Have you completed your book? It may be the first book youve written, or it may be the first book you’re trying to get published. Having basic knowledge about how the publishing industry operates is critical to getting your work seen. New writers can choose how they’d like to get exposure for their book. This article discusses the pros and cons of the main publishing options so new writers can make informed decisions when choosing the best publisher

Traditional Publishing

This is the traditional method of getting your book to the general public. Your book is submitted to agents over a specified period, and those agents then pass your book on to a suitable publisher. When a publisher does decide to publish your book, you and your agent will get a contract. Most publishers will assign you an editor to fix small details in the book. Once it’s ready for print, your book will be published and marketed under the publisher’s brand. 

Pros of Traditional Publishing

  • Professional Team: Working under a traditional publisher, you are covered in various aspects. Before the book is finally published, you’ll work with editors, copy editors, and cover designers. Publishers sometimes have an individual marketing arm and PR office. These will help market your book to your target audience. However, the level of marketing depends on how much the publisher chooses to invest in your book. Some publishers will send you out on nationwide book tours; others may just market your book through social media and newspapers. If you get published by a mid-sized publisher or a boutique publisher, you’ll often have to do the marketing to bookstores yourself. A significant number of new writers join the industry intending to write only. If you intend to forego marketing, you’ll need an excellent publisher and agent to work on the necessary marketing.
  • Excellent Print Distribution Strategies: This is where traditional publishers have an advantage. Traditional publishers cooperate with sales representatives who are responsible for going around to bookstores collecting orders. Large publishers print hundreds of thousands of books and distribute them into mainstream bookstores. Going with traditional publishers means your book gets great exposure.
  • No Upfront Financial Costs: You are not expected to pay for anything when you sign a deal with a traditional publisher. As a new writer, note that when you are asked for money, that is not a traditional publisher deal. There are various publishers in the industry; always be very careful if a publisher asks you for money.
  • Possible to Become a Household Name: A very small percentage of authors who have been published with traditional publishers have gone on to become household names. Even if you do not become a household name, your book can still be reviewed by major newspapers and magazines, simply because it has been published by a traditional publisher. While it is possible for authors to become household names by self-publishing, which Stephen King was able to do, it is a lot easier with traditional publishing. 


Cons of Traditional Publishing

  • Long Journey: You might end up writing and editing your work within a year, but acquiring an agent might take you one or two years, and getting your book published might take you another five years.

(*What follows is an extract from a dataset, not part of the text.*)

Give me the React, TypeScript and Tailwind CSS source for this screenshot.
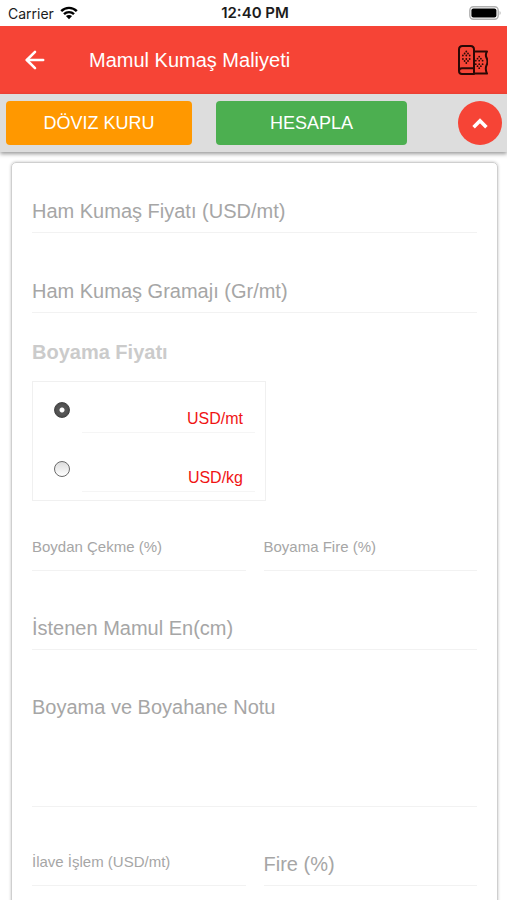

All these steps require patience; in the end, you may never land an agent and you may never get a book deal through a traditional publisher.
  • Loss of Creative Control: This can be one of the more frustrating parts of working with traditional publishers. Many authors have the titles of their books changed or have marketing angles that they are not happy with. You might also acquire an editor whom you might not be happy working with. The publisher and editor may push for creative changes that you may not particularly care for either.
  • Poor Royalty Rates: Royalty rates are the percentage of the sales of the books. Most traditional publishers take away all the discounts, returns, and marketing costs before your total percentage is deducted. Even though the rates range between 7% and 25%, they differ depending on the format (e-book, handbook, etc.).[1][2]



As a new writer who wants to either develop a short story collection or a novel, self-publishing offers you numerous advantages. This mode of publishing lets the author keep up to 70-90% of the profits.[1][2] 

Pros of Self-Publishing

  • Creative Control: Self-publishing gives you total control over your book. Writers often want to tell a story without a team of editors changing it. This is the perfect opportunity to get your work out in the way you intended.
  • Exceptional Royalty Rates: Unlike traditional publishing, where the author is given royalty rates ranging between 7% to 25%, self-publishing offers authors a royalty rate of over 70%.[1][2] And if you do the marketing yourself, your return can be 90%. The small percentage will go to your printers and distribution company.
  • Fast Publishing Times: After the hard work of writing and editing your book, it can take a month to format your book for print and get it to online booksellers. Traditional publishing, on the other hand, can take a year or more before your book is on bookshelves.
  • Marketing Your Name by Yourself: As a new writer, this is the best opportunity to attract the industry’s attention. When you market your name alone, you can come up with innovative ways to get your name out there. This can also be a way to prove to the titans in the publishing industry that you can produce exceptional work and get it seen. A significant number of writers started out by self-publishing. This can be a great route for new writers.


Cons of Self-Publishing

Despite the self-publishing pros, it does have huge disadvantages. 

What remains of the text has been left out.